# Gamer (movie)



## Chemistry (May 24, 2009)

[YOUTUBE]http://www.youtube.com/watch?v=czi7irIm73k[/YOUTUBE]

Reminds me of The Running Man. Buuut looks pretty action packed. And I love weird/dark sci-fi settings.

Due this September 9th.


----------



## Roy (May 24, 2009)

A day before my Birthday..might go see it


----------



## Most_Valuable_Playa (May 24, 2009)

Ludacris is in it! Seems like an interesting concept still.


----------



## Dr.Douchebag (May 24, 2009)

Michael C Hall is in this movie, awesome


----------



## Hyouma (Sep 14, 2009)

Just saw this movie tonight. 

It was surprisingly ok. I had read some reviews and wasn't that hopeful, but it was a nice action packed movie with some few aspects to think about. 

I also read the comparison with Running Man and although I understand why, I think the similarity is overrated.
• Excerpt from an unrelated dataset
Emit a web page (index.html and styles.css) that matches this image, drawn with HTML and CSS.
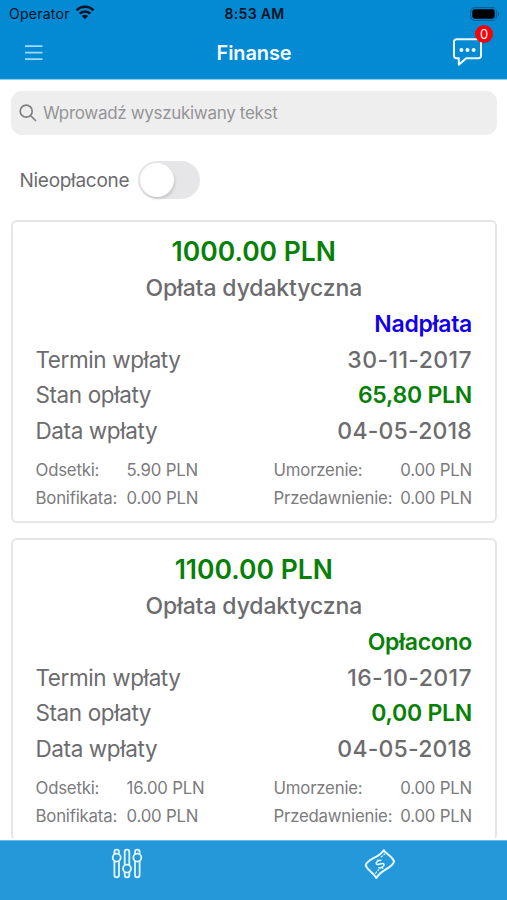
FILE: index.html
```html
<!DOCTYPE html>
<html lang="pl">
<head>
<meta charset="utf-8">
<title>Finanse</title>
<link rel="stylesheet" href="styles.css">
</head>
<body>
<div class="app">
  <header class="header">
    <div class="status">
      <div class="carrier"><span class="operator">Operator</span>
        <svg class="wifi" width="20" height="15" viewBox="0 0 20 15" fill="none" stroke="#00131f" stroke-width="2.5"><path d="M1.5 5.4a12 12 0 0 1 17 0M4.7 8.7a7.5 7.5 0 0 1 10.6 0"/><path d="M10 14.2 6.9 11.1a4.4 4.4 0 0 1 6.2 0z" fill="#00131f" stroke="none"/></svg>
      </div>
      <span class="clock">8:53 AM</span>
      <svg class="battery" width="30" height="14" viewBox="0 0 30 14"><rect x=".7" y=".7" width="25.6" height="12.6" rx="3.8" fill="none" stroke="#06629b" stroke-width="1.2"/><rect x="2.3" y="2.3" width="22.4" height="9.4" rx="2.4" fill="#000"/><path d="M27.7 4.7c2 .8 2 3.8 0 4.6z" fill="#06629b"/></svg>
    </div>
    <div class="nav">
      <svg class="menu" width="18" height="16" viewBox="0 0 18 16" stroke="#9bdcff" stroke-width="1.7"><path d="M0 1.2h17.5M0 7.7h17.5M0 14.2h17.5"/></svg>
      <h1 class="page-title">Finanse</h1>
      <div class="chat">
        <svg width="30" height="29" viewBox="0 0 30 29" fill="none" stroke="#effaff" stroke-width="2" stroke-linejoin="round"><path d="M3.3 1.3h22.4a2.3 2.3 0 0 1 2.3 2.3v14.3a2.3 2.3 0 0 1-2.3 2.3H13.2L5.8 26.8v-6.6H3.3A2.3 2.3 0 0 1 1 17.9V3.6a2.3 2.3 0 0 1 2.3-2.3z"/><g fill="#effaff" stroke="none"><circle cx="8.4" cy="12" r="2"/><circle cx="14.5" cy="12" r="2"/><circle cx="20.6" cy="12" r="2"/></g></svg>
        <span class="badge">0</span>
      </div>
    </div>
  </header>
  <main class="content">
    <div class="search">
      <svg width="18" height="18" viewBox="0 0 18 18" fill="none" stroke="#808083" stroke-width="1.7"><circle cx="7.2" cy="7.2" r="6"/><path d="m11.5 11.5 5 5" stroke-linecap="round"/></svg>
      <span class="placeholder">Wprowadź wyszukiwany tekst</span>
    </div>
    <div class="filter"><span class="filter-label">Nieopłacone</span><span class="switch"><span class="knob"></span></span></div>
    <section class="card">
      <h2 class="amount">1000.00 PLN</h2>
      <h3 class="kind">Opłata dydaktyczna</h3>
      <p class="state over">Nadpłata</p>
      <div class="row"><span class="label">Termin wpłaty</span><span class="value due">30-11-2017</span></div>
      <div class="row"><span class="label">Stan opłaty</span><span class="value money">65,80 PLN</span></div>
      <div class="row"><span class="label">Data wpłaty</span><span class="value">04-05-2018</span></div>
      <div class="details">
        <span>Odsetki:</span><span>5.90 PLN</span><span>Umorzenie:</span><span>0.00 PLN</span>
        <span>Bonifikata:</span><span>0.00 PLN</span><span>Przedawnienie:</span><span>0.00 PLN</span>
      </div>
    </section>
    <section class="card">
      <h2 class="amount">1100.00 PLN</h2>
      <h3 class="kind">Opłata dydaktyczna</h3>
      <p class="state paid">Opłacono</p>
      <div class="row"><span class="label">Termin wpłaty</span><span class="value due">16-10-2017</span></div>
      <div class="row"><span class="label">Stan opłaty</span><span class="value money">0,00 PLN</span></div>
      <div class="row"><span class="label">Data wpłaty</span><span class="value">04-05-2018</span></div>
      <div class="details">
        <span>Odsetki:</span><span>16.00 PLN</span><span>Umorzenie:</span><span>0.00 PLN</span>
        <span>Bonifikata:</span><span>0.00 PLN</span><span>Przedawnienie:</span><span>0.00 PLN</span>
      </div>
    </section>
  </main>
  <footer class="tabs">
    <div class="tab"><svg width="32" height="32" viewBox="0 0 32 32" fill="none" stroke="#e4f7ff" stroke-width="1.8"><path d="M3.4 6V4A2.3 2.3 0 0 1 8 4v2M3.4 13v14A2.3 2.3 0 0 0 8 27V13M13.7 17V4a2.3 2.3 0 0 1 4.6 0v13M13.7 24v3a2.3 2.3 0 0 0 4.6 0v-3M24 6V4a2.3 2.3 0 0 1 4.6 0v2M24 13v14a2.3 2.3 0 0 0 4.6 0V13"/><circle cx="5.7" cy="9.6" r="4"/><circle cx="16" cy="20.6" r="4"/><circle cx="26.3" cy="9.6" r="4"/></svg></div>
    <div class="tab"><svg width="32" height="32" viewBox="0 0 32 32" fill="none" stroke="#e4f7ff" stroke-width="2" stroke-linejoin="round"><path d="M1.7 17.3C3 10.8 15.5 9.7 19.8 2.2c1.4 3.6 7.6 4.5 10.3 11.2C29 20.2 16.5 21.5 12.3 30 9.5 24.2 3.7 22.8 1.7 17.3z"/><g transform="rotate(-32 16 16)"><path d="M19 13.9c-.7-2-6-2-6 .2 0 2.3 6.2 1.5 6.2 3.9 0 2.3-5.7 2.3-6.5.1M16 10.8v1.6M16 19.8v1.6" stroke-width="1.5"/></g><path d="m16.8 9.3 4.3-3.5M11.3 25.6l3.7-4.3" stroke-width="1.1" stroke-dasharray="2.5 1"/></svg></div>
  </footer>
</div>
</body>
</html>
```
FILE: styles.css
```css
* { box-sizing: border-box; }
body { margin: 0; background: #fff; font-family: Inter, "Liberation Sans", sans-serif; color: #6c6c6f; }
h1, h2, h3, p { margin: 0; }
svg { display: block; flex: none; }
.app { height: 900px; display: flex; flex-direction: column; overflow: hidden; }
.header { height: 79px; flex: none; background: #0489d3; box-shadow: 0 1px 0 #8bd0f4; }
.status { height: 27px; display: grid; grid-template-columns: 1fr auto 1fr; align-items: center; padding: 0 7px 0 9px; color: #00131f; }
.carrier { display: flex; align-items: center; gap: 6px; }
.operator { font-size: 14px; letter-spacing: .25px; line-height: 27px; }
.wifi { margin: -2px 0 0 -1px; }
.clock { font-size: 14px; font-weight: 600; letter-spacing: .3px; }
.battery { justify-self: end; }
.nav { height: 52px; display: grid; grid-template-columns: 1fr auto 1fr; align-items: center; padding: 0 24px 0 25px; }
.page-title { font-size: 20px; font-weight: 600; letter-spacing: -.1px; color: #f2fbff; line-height: 50px; }
.chat { justify-self: end; position: relative; margin-top: -2px; }
.badge { position: absolute; right: -10px; top: -13px; width: 18px; height: 18px; border-radius: 50%; background: #fb0007; color: #fff; font-size: 13px; line-height: 18px; text-align: center; }
.content { flex: 1; min-height: 0; overflow: hidden; padding: 12px 10px 0 11px; margin-bottom: 2px; }
.search { height: 44px; border-radius: 11px; background: #eee; display: flex; align-items: center; gap: 6px; padding-left: 8px; color: #949497; }
.placeholder { font-size: 17px; letter-spacing: -.32px; }
.filter { height: 38px; margin: 26px 0 21px 8.5px; display: flex; align-items: center; gap: 9px; }
.filter-label { font-size: 19px; letter-spacing: -.28px; }
.switch { width: 62px; height: 38px; border-radius: 19px; background: #e6e6e9; padding: 2px; }
.knob { display: block; width: 34px; height: 34px; border-radius: 50%; background: #fff; box-shadow: 1px 2px 3px #0002; }
.card { height: 303px; border: 2px solid #e6e6e8; border-radius: 6px; padding: 11px 23px 0 22.5px; margin-bottom: 15px; }
.amount { height: 37px; line-height: 37px; font-size: 26.5px; font-weight: 600; color: #078007; text-align: center; }
.kind { height: 37px; line-height: 37px; font-size: 23px; font-weight: 500; letter-spacing: -.12px; text-align: center; }
.state { height: 35.5px; line-height: 35.5px; font-size: 23px; font-weight: 600; letter-spacing: -.3px; text-align: right; }
.over { color: #1300ea; }
.paid { color: #078007; }
.row { height: 35.5px; line-height: 35px; display: flex; align-items: baseline; justify-content: space-between; font-size: 23px; }
.label { font-size: 22.5px; line-height: 33px; letter-spacing: -.4px; }
.value { font-weight: 500; letter-spacing: .2px; }
.due { letter-spacing: .4px; }
.money { color: #078007; font-weight: 600; letter-spacing: -.25px; }
.details { display: grid; grid-template-columns: 91px 147px 1fr auto; grid-auto-rows: 28px; line-height: 28px; font-size: 16.8px; letter-spacing: -.2px; margin-top: 7px; color: #7b7b7e; }
.tabs { height: 60px; flex: none; background: #2498d8; border-top: 1px solid #68bde8; display: grid; grid-template-columns: 1fr 1fr; }
.tab { display: flex; justify-content: center; padding-top: 7px; }
```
Which only adds more value to this movie.

Might actually buy this on dvd!


----------



## CrazyMoronX (Sep 14, 2009)

Buy it? I heard it was an awful movie. 

I saw some of it via stream when I was really bored and was semi-interested. Only because Keith Jardine was in it though.


----------



## Shoddragon (Sep 14, 2009)

I've heard nothing but horrible things about this movie.


----------



## MartialHorror (Sep 14, 2009)

lol, you should all read my immensely hated review...


----------



## Shoddragon (Sep 14, 2009)

I did. I still cannot believe a 0/4 dude. I know some movies are bad, but below dragonball evolution and batman and robin? and on top of that, I've heard NOTHING good about gamer from other people.


----------



## Ennoea (Sep 14, 2009)

> Ludacris is in it!



If theres a reason not to watch a movie thats it.


----------



## MartialHorror (Sep 15, 2009)

Shoddragon said:


> I did. I still cannot believe a 0/4 dude. I know some movies are bad, but below dragonball evolution and batman and robin? and on top of that, I've heard NOTHING good about gamer from other people.



Actually, I'd probably give it a 1/4 overall. I only gave it a 0/4 because it litterally made me ill to watch.
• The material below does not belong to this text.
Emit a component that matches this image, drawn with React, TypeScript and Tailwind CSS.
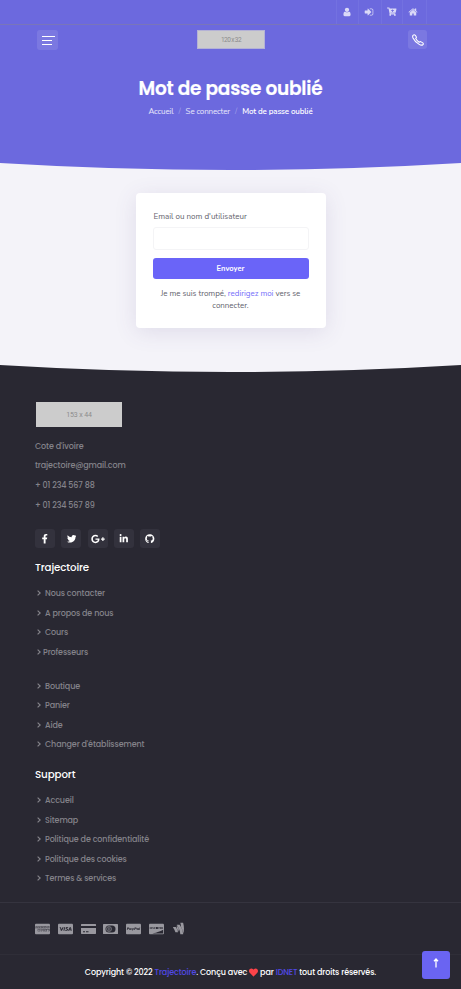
import React from "react";
import {
  FaCartPlus, FaFacebookF, FaTwitter, FaLinkedinIn, FaGithub,
  FaCcAmex, FaCcVisa, FaCcPaypal, FaCcDiscover, FaGoogleWallet, FaHeart, FaGooglePlusG,
} from "react-icons/fa";

const display = "font-['Poppins','Inter',sans-serif]";
const body = "font-['Nunito','Open_Sans',sans-serif]";

function Glyph({ d }: { d: string }) {
  return (
    <svg viewBox="0 0 1792 1792" className="h-[10px] w-[10px]" fill="currentColor">
      <path d={d} />
    </svg>
  );
}

const USER =
  "M1536 1399q0 109-62.5 187t-150.5 78h-854q-88 0-150.5-78t-62.5-187q0-85 8.5-160.5t31.5-152 58.5-131 94-89 134.5-34.5q131 128 313 128t313-128q76 0 134.5 34.5t94 89 58.5 131 31.5 152 8.5 160.5zm-256-887q0 159-112.5 271.5t-271.5 112.5-271.5-112.5-112.5-271.5 112.5-271.5 271.5-112.5 271.5 112.5 112.5 271.5z";
const SIGN_IN =
  "M1312 896q0 26-19 45l-544 544q-19 19-45 19t-45-19-19-45v-288h-448q-26 0-45-19t-19-45v-384q0-26 19-45t45-19h448v-288q0-26 19-45t45-19 45 19l544 544q19 19 19 45zm352-352v704q0 119-84.5 203.5t-203.5 84.5h-320q-32 0-32-32v-64q0-32 32-32h320q66 0 113-47t47-113v-704q0-66-47-113t-113-47h-320q-32 0-32-32v-64q0-32 32-32h320q119 0 203.5 84.5t84.5 203.5z";
const HOME =
  "M1472 992v480q0 26-19 45t-45 19h-384v-384h-256v384h-384q-26 0-45-19t-19-45v-480q0-1 .5-3t.5-3l575-474 575 474q1 2 1 6zm223-69l-62 74q-8 9-21 11h-3q-13 0-21-7l-692-577-692 577q-12 8-24 7-13-2-21-11l-62-74q-8-10-7-23.5t11-21.5l719-599q32-26 76-26t76 26l244 204v-195q0-14 9-23t23-9h192q14 0 23 9t9 23v408l219 182q10 8 11 21.5t-7 23.5z";

function TopBar() {
  const cell = "flex h-full items-center justify-center border-r border-white/5";
  return (
    <div className="flex h-6 justify-end pr-[34px] text-white/75">
      <a className={`${cell} w-[23px] border-l pr-[2px]`}><Glyph d={USER} /></a>
      <a className={`${cell} w-[23px] pr-[2px]`}><Glyph d={SIGN_IN} /></a>
      <a className={`${cell} w-[21px]`}><FaCartPlus className="text-[9.5px]" /></a>
      <a className={`${cell} w-[24px] pr-[3px]`}><Glyph d={HOME} /></a>
    </div>
  );
}

function NavBar() {
  return (
    <div className="flex h-[30px] items-start justify-between border-t border-[#7975b9] pl-[37px] pr-[34px] pt-[5px]">
      <button className="flex h-5 w-[21px] flex-col justify-center gap-[3px] rounded-[3px] bg-white/10 pl-[5px]">
        <span className="h-px w-[13px] bg-white" />
        <span className="h-px w-[10px] bg-white" />
        <span className="h-px w-[10px] bg-white" />
      </button>
      <div className="mr-1 flex h-[19px] w-[68px] items-center justify-center border border-[#b4b2d6] bg-[#cccccc] pt-[2px] font-['Roboto',sans-serif] text-[6.5px] tracking-[-0.6px] text-[#8c8c8c]">
        120 x 32
      </div>
      <button className="flex h-[19px] w-[19px] items-center justify-center rounded-[3px] bg-white/10">
        <svg viewBox="0 0 12 12" className="h-3 w-3" fill="none" stroke="white" strokeWidth="1.1" strokeLinejoin="round">
          <path d="M1 1.300Q2.300.2 3.300 1.300L4.500 3.200 3.700 4.500Q5 6.800 7.200 8.300L8.600 7.600 10.800 8.900Q11.900 9.900 10.700 10.900 9.200 11.600 7.200 10.400 3 8 1 4Q.3 2.300 1 1.300Z" />
        </svg>
      </button>
    </div>
  );
}

function Hero() {
  return (
    <header className="h-[163px] bg-[#6c69de]">
      <TopBar />
      <NavBar />
      <h1 className={`${display} pt-[23px] text-center text-[18.5px] font-semibold leading-6 tracking-[-0.2px] text-white [-webkit-text-stroke:0.2px_white]`}>
        Mot de passe oublié
      </h1>
      <nav className={`${body} mt-[5px] flex justify-center gap-[5px] text-[8px] leading-3 tracking-[-0.15px] text-white/85`}>
        <span>Accueil</span>
        <span className="text-white/40">/</span>
        <span>Se connecter</span>
        <span className="text-white/40">/</span>
        <span className="font-semibold text-white">Mot de passe oublié</span>
      </nav>
    </header>
  );
}

function Curve({ fill }: { fill: string }) {
  return (
    <svg className="block h-[7px] w-full" viewBox="0 0 461 7" preserveAspectRatio="none">
      <path d="M0 0Q230.5 14 461 0Z" fill={fill} />
    </svg>
  );
}

function LoginCard() {
  return (
    <form className={`${body} mx-auto mt-[23px] h-[135px] w-[190px] rounded-[4px] bg-white px-[17px] pt-[18px] text-[8px] text-[#625f6c] shadow-[0_4px_22px_rgba(82,72,130,0.13)]`}>
      <label className="block h-[16px] pl-px leading-3">Email ou nom d'utilisateur</label>
      <input className="block h-[23px] w-full rounded-[3px] border border-[#f4f4f6] bg-white" />
      <button type="button" className="mt-[8px] block h-[21px] w-full rounded-[3px] bg-[#6a64f8] text-[7.5px] font-bold text-white">
        Envoyer
      </button>
      <p className="mt-[9px] text-center leading-3 tracking-[-0.04px]">
        Je me suis trompé, <a className="text-[#766ffa]">redirigez moi</a> vers se<br />connecter.
      </p>
    </form>
  );
}

function Chevron() {
  return (
    <svg viewBox="0 0 4 6" className="mb-[2px] h-[6px] w-1 shrink-0" fill="none" stroke="currentColor" strokeWidth="1.2">
      <path d="M.6.6 3.2 3 .6 5.4" />
    </svg>
  );
}

function Row({ label, tight = false }: { label: string; tight?: boolean }) {
  return (
    <li className={`flex h-[19.6px] items-center pl-[2px] ${tight ? "gap-[2px]" : "gap-[4px]"}`}>
      <Chevron />
      <span>{label}</span>
    </li>
  );
}

function CreditCard() {
  return (
    <svg viewBox="0 0 15 10" className="h-[10px] w-[15px]" fill="currentColor">
      <path d="M.5 0h14l.5.5V2H0V.5ZM0 4h15v5.500l-.5.500H.5L0 9.500ZM2 7.200v1h2v-1Zm3 0v1h2.500v-1Z" fillRule="evenodd" />
    </svg>
  );
}

function DinersCard() {
  return (
    <svg viewBox="0 0 15 10" className="h-[10px] w-[15px]">
      <rect width="15" height="10" rx=".6" fill="currentColor" />
      <rect x="2.500" y="1.500" width="10" height="7" rx="3.500" fill="#292832" />
      <circle cx="6" cy="5" r="2.500" fill="none" stroke="currentColor" strokeWidth=".6" />
      <path d="M5.300 3.300v3.400M6.800 3.300v3.400" stroke="currentColor" strokeWidth=".6" />
    </svg>
  );
}

function Footer() {
  const social = "flex h-[19px] w-5 items-center justify-center rounded-[3px] bg-[#33323d]";
  return (
    <footer className={`${display} h-[624px] bg-[#292832] text-[8px] font-medium tracking-[-0.12px] text-[#84838a]`}>
      <Curve fill="#f4f3f9" />
      <div className="h-[530px] px-[35px] pt-[30px]">
        <div className="ml-px flex h-[25px] w-[86px] items-center justify-center bg-[#cccccc] pt-[2px] font-['Roboto',sans-serif] text-[7px] font-normal tracking-[-0.15px] text-[#8c8c8c]">
          153 x 44
        </div>
        <div className="mt-[9.8px] leading-[19.6px]">
          <p>Cote d'ivoire</p>
          <p>trajectoire@gmail.com</p>
          <p>+ 01 234 567 88</p>
          <p>+ 01 234 567 89</p>
        </div>
        <div className="mt-[14.2px] flex gap-[6.3px] text-[9.5px] text-white">
          <a className={social}><FaFacebookF /></a>
          <a className={social}><FaTwitter /></a>
          <a className={social}><FaGooglePlusG className="text-[14px]" /></a>
          <a className={social}><FaLinkedinIn /></a>
          <a className={social}><FaGithub /></a>
        </div>
        <h2 className="mt-[12px] text-[10.3px] leading-4 text-white">Trajectoire</h2>
        <ul className="mt-[8px]">
          <Row label="Nous contacter" />
          <Row label="A propos de nous" />
          <Row label="Cours" />
          <Row label="Professeurs" tight />
        </ul>
        <ul className="mt-[14px]">
          <Row label="Boutique" />
          <Row label="Panier" />
          <Row label="Aide" />
          <Row label="Changer d'établissement" />
        </ul>
        <h2 className="mt-[12px] text-[10.3px] leading-4 text-white">Support</h2>
        <ul className="mt-[8px]">
          <Row label="Accueil" />
          <Row label="Sitemap" />
          <Row label="Politique de confidentialité" />
          <Row label="Politique des cookies" />
          <Row label="Termes & services" />
        </ul>
      </div>
      <div className="flex h-[52px] items-center gap-[7.8px] border-t border-[#35343f] pl-[35px] text-[15px] text-[#99989f]">
        <FaCcAmex className="h-[12px]" preserveAspectRatio="none" />
        <FaCcVisa className="h-[12px]" preserveAspectRatio="none" />
        <CreditCard />
        <DinersCard />
        <FaCcPaypal className="h-[12px]" preserveAspectRatio="none" />
        <FaCcDiscover className="h-[12px]" preserveAspectRatio="none" />
        <FaGoogleWallet className="text-[13px]" />
      </div>
      <div className="flex h-[35px] items-center justify-center whitespace-pre border-t border-[#2f2e38] pt-px text-white">
        Copyright © 2022 <a className="text-[#5148e5]">Trajectoire</a>. Conçu avec <FaHeart className="text-[9px] text-[#fc4349]" /><span className="pl-[2px]">par </span><a className="text-[#5148e5]">IDNET</a> tout droits réservés.
      </div>
    </footer>
  );
}

export default function App() {
  return (
    <div className="w-full">
      <Hero />
      <main className="h-[202px] bg-[#f4f3f9]">
        <Curve fill="#6c69de" />
        <LoginCard />
      </main>
      <Footer />
      <a className="fixed bottom-[10px] right-[11px] flex h-7 w-7 items-center justify-center rounded-[3px] bg-[#6a64f2]">
        <svg viewBox="0 0 6 10" className="mb-[4px] h-[10px] w-[6px]" fill="none" stroke="white" strokeWidth="1.300">
          <path d="M3 9.500V1M1 3.300 3 1 5 3.300" />
        </svg>
      </a>
    </div>
  );
}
DBE was bad, but I found it to be a passable martial arts/fantasy. Although as an adaptation, it blows. But it's not the first time they've tried that. There is an even an animated movie that rewrites the origins.

Batman and Robin sucked, but it falls under the "bad movie with a few intriguing qualities" about it. I personally liked its visual style. It's just too bad that it was poorly written. I personally prefer it slightly over "Batman Forever", while while less annoying, has no real style going for it. 

But as for "Gamer", I probably was being blinded by hatred.....I considered revising the review.....but didn't.


----------



## Fojos (Sep 15, 2009)

MartialHorror said:


> lol, you should all read my immensely hated review...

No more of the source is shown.